* _Work to be completed_: Return only the number of lines holding the word "components".

* _Data section_:
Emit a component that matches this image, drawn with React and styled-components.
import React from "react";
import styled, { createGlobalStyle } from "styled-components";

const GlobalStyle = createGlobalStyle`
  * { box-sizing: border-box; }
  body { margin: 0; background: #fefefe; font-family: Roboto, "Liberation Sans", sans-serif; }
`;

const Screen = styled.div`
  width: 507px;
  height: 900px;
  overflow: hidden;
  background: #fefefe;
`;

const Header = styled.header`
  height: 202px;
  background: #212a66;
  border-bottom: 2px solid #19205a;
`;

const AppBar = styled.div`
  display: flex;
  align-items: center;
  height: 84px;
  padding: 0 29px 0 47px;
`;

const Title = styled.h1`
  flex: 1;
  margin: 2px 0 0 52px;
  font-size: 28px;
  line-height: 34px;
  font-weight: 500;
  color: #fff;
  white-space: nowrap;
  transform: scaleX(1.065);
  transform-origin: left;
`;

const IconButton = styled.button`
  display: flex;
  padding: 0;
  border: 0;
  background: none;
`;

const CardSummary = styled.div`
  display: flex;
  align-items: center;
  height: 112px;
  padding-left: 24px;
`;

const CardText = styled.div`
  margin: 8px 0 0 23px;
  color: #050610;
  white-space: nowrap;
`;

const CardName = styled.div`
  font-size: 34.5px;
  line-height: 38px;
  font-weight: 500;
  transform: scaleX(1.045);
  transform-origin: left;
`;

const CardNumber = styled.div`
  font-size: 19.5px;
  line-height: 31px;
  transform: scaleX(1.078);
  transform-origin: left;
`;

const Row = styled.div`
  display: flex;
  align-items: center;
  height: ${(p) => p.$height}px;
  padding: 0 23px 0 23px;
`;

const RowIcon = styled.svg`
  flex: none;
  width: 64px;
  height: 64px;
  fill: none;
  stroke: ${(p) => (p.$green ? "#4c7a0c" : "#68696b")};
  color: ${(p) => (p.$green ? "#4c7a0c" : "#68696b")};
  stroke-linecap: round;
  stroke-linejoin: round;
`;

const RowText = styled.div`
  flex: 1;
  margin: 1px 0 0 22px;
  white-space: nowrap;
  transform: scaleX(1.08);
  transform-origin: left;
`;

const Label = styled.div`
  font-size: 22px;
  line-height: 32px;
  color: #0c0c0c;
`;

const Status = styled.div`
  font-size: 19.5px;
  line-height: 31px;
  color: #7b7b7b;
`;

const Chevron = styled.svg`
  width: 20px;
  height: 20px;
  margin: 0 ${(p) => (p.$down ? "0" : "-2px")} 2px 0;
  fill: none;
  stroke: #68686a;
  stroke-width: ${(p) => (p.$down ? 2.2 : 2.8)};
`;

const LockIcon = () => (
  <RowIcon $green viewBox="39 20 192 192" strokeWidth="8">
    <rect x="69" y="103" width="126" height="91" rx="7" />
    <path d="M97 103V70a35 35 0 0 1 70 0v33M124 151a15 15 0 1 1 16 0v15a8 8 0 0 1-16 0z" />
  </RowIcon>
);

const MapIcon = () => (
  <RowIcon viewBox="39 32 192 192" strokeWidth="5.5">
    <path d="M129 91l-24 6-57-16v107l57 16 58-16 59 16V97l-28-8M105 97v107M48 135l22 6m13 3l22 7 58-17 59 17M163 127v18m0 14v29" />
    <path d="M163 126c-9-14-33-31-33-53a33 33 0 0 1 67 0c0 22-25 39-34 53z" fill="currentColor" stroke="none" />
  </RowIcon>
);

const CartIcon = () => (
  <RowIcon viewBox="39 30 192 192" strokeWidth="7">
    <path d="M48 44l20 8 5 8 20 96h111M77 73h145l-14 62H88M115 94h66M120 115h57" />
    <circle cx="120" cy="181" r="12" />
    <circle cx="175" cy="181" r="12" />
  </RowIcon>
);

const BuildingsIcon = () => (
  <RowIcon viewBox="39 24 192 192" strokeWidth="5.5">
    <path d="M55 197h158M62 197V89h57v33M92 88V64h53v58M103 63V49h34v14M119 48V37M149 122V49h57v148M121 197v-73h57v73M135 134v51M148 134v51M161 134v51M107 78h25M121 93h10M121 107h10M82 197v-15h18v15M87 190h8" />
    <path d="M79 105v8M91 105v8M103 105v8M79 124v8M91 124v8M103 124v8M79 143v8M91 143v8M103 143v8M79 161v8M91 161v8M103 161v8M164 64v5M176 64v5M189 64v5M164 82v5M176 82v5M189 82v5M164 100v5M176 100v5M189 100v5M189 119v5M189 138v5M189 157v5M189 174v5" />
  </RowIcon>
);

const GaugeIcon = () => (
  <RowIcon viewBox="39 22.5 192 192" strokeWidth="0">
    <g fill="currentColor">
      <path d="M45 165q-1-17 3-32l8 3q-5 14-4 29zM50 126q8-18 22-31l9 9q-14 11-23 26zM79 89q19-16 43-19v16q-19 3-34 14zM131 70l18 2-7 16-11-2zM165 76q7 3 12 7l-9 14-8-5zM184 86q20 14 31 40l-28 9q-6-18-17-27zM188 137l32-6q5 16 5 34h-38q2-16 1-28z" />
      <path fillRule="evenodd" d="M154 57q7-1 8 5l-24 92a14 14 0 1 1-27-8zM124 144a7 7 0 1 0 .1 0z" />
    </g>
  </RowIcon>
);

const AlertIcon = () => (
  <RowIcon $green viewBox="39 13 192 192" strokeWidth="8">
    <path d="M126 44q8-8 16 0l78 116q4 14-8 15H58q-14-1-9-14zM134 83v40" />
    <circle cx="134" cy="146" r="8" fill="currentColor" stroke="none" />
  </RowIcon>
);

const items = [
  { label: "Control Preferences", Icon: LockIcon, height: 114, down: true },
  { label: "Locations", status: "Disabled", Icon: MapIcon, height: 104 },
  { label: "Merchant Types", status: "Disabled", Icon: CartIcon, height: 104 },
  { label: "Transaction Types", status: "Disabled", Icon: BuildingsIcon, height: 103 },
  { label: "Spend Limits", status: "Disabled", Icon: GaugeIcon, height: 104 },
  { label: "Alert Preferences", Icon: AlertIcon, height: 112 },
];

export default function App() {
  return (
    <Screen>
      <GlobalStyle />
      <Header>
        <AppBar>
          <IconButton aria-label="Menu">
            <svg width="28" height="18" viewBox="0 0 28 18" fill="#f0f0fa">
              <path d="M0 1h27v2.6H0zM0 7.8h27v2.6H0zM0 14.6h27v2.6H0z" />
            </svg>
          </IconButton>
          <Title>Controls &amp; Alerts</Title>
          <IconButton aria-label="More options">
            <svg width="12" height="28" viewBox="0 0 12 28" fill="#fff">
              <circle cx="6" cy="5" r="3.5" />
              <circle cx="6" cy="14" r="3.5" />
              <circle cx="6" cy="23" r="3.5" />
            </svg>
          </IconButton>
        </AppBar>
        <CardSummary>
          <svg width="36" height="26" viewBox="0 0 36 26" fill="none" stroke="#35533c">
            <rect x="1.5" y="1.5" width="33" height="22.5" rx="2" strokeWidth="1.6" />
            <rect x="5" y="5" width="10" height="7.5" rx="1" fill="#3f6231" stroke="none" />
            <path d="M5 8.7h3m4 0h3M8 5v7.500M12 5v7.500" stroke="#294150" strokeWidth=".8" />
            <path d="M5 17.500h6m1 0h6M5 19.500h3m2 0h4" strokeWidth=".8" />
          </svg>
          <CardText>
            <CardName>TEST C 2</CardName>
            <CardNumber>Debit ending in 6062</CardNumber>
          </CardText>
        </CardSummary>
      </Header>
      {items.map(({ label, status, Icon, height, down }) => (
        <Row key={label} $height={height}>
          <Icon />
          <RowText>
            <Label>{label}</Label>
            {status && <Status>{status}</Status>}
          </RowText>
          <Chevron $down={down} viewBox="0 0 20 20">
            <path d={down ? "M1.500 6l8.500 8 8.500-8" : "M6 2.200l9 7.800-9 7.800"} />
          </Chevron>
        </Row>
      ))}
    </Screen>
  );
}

* _Complete response_: 2